## start

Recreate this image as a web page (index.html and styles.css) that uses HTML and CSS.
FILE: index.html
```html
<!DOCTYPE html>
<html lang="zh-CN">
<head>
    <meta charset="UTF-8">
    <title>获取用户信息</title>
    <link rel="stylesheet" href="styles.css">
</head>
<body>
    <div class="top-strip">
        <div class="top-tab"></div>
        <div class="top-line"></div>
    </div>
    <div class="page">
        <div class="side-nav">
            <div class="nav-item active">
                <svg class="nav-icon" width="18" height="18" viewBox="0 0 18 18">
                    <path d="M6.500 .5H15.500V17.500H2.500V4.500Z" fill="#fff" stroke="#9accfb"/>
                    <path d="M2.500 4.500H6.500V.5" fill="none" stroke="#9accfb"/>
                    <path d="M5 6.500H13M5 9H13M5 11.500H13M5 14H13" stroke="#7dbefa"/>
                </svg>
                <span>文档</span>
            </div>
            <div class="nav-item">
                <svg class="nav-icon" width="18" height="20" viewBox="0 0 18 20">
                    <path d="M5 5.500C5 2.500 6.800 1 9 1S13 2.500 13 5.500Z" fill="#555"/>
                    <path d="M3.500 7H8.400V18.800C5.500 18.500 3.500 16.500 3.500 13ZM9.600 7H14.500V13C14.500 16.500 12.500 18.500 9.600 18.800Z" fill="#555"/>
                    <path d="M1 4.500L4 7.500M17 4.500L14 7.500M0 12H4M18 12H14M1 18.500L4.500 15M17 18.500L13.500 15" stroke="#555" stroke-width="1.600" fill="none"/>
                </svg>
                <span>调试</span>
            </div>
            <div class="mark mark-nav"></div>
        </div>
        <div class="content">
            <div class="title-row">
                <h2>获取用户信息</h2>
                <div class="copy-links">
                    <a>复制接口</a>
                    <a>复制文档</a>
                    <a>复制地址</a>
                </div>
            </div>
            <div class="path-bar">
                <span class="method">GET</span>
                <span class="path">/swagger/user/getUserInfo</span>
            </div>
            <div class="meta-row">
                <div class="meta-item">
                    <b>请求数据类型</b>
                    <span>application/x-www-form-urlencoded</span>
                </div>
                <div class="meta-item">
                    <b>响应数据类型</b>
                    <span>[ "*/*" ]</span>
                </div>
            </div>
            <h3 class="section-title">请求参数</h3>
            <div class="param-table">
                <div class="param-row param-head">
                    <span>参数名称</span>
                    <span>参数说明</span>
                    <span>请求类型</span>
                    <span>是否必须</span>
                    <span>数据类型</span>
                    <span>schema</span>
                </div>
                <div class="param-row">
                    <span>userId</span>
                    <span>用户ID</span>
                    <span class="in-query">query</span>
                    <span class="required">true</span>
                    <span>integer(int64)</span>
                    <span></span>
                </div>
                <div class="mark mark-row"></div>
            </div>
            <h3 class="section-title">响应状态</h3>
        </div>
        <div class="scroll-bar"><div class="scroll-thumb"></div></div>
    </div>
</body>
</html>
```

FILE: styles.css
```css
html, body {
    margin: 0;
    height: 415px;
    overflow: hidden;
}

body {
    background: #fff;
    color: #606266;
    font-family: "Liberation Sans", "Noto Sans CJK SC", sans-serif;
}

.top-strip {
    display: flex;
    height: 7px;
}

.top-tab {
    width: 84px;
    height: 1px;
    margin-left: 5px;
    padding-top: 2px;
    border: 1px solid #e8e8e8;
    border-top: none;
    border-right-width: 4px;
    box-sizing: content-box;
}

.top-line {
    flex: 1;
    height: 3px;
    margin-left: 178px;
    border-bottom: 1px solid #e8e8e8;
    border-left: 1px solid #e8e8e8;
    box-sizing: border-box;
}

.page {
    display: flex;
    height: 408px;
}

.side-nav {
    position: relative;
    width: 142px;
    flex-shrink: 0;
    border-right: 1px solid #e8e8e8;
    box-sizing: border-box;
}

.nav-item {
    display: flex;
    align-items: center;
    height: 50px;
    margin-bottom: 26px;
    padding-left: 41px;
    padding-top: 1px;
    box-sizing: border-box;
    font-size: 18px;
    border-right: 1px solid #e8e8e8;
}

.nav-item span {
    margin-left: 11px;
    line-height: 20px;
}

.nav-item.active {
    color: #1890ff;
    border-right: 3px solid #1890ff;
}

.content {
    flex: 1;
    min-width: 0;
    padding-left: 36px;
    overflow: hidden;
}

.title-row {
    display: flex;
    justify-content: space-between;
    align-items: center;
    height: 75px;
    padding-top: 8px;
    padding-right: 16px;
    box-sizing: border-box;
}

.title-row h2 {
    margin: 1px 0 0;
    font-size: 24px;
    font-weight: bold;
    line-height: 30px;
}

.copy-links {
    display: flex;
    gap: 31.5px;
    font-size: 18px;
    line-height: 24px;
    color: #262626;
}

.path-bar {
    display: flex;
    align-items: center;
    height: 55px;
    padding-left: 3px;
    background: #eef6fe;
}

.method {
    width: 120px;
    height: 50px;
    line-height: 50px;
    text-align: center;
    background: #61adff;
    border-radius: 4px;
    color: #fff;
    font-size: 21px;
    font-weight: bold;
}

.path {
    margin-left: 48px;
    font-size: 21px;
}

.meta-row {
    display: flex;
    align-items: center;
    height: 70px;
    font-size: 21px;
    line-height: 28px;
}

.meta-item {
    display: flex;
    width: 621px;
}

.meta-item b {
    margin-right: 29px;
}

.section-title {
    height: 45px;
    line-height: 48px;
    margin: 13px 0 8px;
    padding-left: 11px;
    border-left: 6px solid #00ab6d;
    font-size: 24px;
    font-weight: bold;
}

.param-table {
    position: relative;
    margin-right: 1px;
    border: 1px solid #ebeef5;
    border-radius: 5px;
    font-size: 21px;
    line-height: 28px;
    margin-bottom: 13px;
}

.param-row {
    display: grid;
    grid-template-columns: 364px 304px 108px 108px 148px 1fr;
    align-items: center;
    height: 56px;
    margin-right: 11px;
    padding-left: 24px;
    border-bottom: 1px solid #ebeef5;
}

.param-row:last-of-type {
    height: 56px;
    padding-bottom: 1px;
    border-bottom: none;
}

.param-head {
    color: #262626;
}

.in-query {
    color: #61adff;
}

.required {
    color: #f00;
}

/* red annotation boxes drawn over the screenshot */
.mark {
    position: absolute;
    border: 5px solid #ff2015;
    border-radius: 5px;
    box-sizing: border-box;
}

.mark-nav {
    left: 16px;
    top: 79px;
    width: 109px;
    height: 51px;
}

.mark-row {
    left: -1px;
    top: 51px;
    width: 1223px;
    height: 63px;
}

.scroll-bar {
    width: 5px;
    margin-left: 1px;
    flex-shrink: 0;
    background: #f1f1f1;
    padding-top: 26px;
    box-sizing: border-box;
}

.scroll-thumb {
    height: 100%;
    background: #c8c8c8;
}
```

## end
## start

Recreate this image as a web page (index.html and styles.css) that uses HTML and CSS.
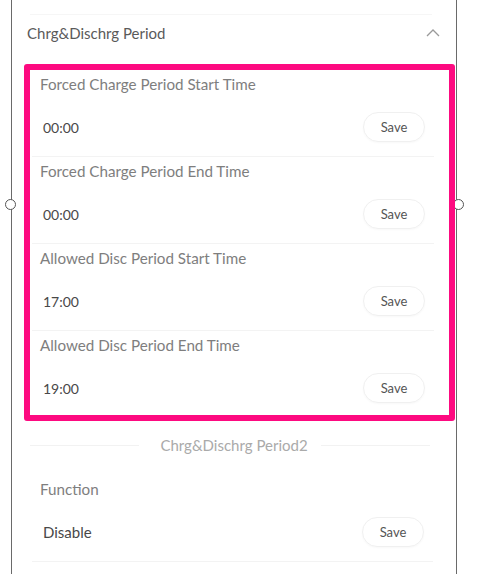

## end
## start

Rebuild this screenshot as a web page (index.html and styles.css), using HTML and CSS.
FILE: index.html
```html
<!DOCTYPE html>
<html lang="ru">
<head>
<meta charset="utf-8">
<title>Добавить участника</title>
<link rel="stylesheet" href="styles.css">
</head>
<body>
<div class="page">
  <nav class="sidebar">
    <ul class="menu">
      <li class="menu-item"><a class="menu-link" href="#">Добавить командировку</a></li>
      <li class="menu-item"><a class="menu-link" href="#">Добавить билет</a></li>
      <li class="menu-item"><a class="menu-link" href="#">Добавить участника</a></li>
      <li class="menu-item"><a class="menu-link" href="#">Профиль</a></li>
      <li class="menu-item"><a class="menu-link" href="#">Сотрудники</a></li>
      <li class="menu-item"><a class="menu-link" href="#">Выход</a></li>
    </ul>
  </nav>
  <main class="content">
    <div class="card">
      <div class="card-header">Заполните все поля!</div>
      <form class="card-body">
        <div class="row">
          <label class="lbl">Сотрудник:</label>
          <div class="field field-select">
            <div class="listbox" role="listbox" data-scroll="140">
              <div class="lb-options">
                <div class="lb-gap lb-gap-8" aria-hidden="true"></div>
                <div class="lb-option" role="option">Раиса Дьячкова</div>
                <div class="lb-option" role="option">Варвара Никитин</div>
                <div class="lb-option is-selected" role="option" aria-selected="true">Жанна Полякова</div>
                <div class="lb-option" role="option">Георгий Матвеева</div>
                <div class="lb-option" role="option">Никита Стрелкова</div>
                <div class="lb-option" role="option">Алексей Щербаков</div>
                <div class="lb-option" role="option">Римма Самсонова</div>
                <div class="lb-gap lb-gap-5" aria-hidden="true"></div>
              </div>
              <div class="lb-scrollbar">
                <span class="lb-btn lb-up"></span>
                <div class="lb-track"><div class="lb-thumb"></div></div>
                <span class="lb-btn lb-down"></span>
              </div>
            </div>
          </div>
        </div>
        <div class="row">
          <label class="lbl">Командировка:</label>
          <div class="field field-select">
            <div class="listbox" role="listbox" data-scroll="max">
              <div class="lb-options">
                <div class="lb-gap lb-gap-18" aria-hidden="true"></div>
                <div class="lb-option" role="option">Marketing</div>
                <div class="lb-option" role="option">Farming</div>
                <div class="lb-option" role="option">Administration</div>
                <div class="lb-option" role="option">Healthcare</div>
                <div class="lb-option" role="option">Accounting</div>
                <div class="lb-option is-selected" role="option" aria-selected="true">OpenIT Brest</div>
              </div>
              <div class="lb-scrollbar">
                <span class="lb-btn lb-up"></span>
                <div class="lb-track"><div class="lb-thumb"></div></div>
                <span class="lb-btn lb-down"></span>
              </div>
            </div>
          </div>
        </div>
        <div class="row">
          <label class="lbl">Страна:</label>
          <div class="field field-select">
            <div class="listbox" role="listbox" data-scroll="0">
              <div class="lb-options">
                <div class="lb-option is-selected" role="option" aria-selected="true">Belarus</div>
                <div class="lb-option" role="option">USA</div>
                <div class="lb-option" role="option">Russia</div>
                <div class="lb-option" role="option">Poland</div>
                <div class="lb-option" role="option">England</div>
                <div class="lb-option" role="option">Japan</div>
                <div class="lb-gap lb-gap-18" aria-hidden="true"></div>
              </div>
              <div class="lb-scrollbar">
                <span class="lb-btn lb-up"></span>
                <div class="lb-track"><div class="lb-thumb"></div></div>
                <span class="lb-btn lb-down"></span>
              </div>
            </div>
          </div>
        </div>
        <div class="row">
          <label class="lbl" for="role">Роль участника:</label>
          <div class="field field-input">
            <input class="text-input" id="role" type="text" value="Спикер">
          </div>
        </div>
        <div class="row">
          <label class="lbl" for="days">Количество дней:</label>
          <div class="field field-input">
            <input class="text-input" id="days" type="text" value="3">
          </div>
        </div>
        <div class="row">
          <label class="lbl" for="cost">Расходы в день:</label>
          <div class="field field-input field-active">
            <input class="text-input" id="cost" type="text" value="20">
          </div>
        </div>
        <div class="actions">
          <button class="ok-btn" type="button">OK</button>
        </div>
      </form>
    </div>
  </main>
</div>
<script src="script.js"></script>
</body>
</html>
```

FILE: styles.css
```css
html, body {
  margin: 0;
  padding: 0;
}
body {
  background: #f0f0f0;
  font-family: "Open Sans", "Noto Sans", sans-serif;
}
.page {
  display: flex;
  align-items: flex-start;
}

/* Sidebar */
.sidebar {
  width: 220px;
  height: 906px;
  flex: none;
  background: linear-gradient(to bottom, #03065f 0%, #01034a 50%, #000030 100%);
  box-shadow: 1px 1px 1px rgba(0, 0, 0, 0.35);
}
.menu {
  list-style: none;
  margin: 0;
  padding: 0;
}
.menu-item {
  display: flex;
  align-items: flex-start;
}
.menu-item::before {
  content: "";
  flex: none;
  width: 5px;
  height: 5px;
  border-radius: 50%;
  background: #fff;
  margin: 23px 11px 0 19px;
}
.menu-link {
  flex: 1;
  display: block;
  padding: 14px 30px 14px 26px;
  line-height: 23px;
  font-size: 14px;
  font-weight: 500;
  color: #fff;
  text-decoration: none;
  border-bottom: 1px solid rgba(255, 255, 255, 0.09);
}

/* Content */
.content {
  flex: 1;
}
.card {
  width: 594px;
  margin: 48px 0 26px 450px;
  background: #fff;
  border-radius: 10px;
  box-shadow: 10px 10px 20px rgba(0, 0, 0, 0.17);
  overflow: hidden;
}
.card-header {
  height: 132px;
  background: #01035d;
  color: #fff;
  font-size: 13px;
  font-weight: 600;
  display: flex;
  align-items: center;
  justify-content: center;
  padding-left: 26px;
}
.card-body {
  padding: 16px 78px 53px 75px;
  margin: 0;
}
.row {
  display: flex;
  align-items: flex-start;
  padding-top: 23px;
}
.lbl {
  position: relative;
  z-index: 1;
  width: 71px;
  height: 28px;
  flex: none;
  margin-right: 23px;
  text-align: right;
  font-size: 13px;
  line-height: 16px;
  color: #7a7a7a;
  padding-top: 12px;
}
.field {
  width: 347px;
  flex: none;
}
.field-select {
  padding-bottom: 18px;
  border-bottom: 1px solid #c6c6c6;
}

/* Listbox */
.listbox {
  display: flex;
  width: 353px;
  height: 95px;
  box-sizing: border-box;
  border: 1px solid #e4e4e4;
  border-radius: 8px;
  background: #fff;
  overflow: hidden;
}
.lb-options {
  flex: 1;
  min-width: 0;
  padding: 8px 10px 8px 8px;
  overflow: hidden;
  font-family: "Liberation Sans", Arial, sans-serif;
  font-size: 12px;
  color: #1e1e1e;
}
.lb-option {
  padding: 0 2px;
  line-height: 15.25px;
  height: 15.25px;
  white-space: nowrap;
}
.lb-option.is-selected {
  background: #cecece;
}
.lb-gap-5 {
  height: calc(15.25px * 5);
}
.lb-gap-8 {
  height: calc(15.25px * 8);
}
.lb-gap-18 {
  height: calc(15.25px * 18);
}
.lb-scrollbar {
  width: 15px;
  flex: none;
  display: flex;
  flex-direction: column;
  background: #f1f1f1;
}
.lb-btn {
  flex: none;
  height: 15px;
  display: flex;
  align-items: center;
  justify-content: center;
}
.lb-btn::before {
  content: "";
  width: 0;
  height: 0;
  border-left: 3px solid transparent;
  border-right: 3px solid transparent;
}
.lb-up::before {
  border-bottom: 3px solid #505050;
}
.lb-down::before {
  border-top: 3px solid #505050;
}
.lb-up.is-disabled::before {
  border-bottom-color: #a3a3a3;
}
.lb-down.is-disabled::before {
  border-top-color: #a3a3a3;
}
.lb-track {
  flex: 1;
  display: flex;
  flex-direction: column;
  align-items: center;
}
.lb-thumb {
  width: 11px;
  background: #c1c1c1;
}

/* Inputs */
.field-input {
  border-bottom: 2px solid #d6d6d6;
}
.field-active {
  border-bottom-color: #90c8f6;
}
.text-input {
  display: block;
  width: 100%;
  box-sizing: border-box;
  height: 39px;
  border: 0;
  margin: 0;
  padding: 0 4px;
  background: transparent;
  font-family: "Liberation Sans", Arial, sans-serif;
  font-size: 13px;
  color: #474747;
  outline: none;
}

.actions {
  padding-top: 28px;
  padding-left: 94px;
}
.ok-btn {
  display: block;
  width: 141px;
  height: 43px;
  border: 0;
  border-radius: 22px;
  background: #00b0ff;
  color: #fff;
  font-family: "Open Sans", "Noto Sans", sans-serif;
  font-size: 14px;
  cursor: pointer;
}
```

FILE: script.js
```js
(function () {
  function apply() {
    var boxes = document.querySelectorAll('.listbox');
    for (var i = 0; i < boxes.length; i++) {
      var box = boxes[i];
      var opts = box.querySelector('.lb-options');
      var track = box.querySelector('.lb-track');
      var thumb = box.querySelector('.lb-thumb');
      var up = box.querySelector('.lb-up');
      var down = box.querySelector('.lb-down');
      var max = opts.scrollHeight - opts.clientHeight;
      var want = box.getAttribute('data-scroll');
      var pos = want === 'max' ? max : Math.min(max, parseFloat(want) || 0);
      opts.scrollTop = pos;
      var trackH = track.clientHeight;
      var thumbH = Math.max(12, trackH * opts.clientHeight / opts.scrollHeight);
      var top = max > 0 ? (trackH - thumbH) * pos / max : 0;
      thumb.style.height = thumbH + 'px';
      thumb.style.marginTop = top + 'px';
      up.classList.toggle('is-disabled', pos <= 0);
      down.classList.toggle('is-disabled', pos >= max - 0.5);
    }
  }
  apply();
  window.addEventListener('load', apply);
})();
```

## end

** TASK GOAL **
Search the data for "page" and list every line in which it occurs.

** TASK OUTPUT **
Recreate this image as a web page (index.html and styles.css) that uses HTML and CSS.
    <div class="page">
.page {
Recreate this image as a web page (index.html and styles.css) that uses HTML and CSS.
Rebuild this screenshot as a web page (index.html and styles.css), using HTML and CSS.
<div class="page">
.page {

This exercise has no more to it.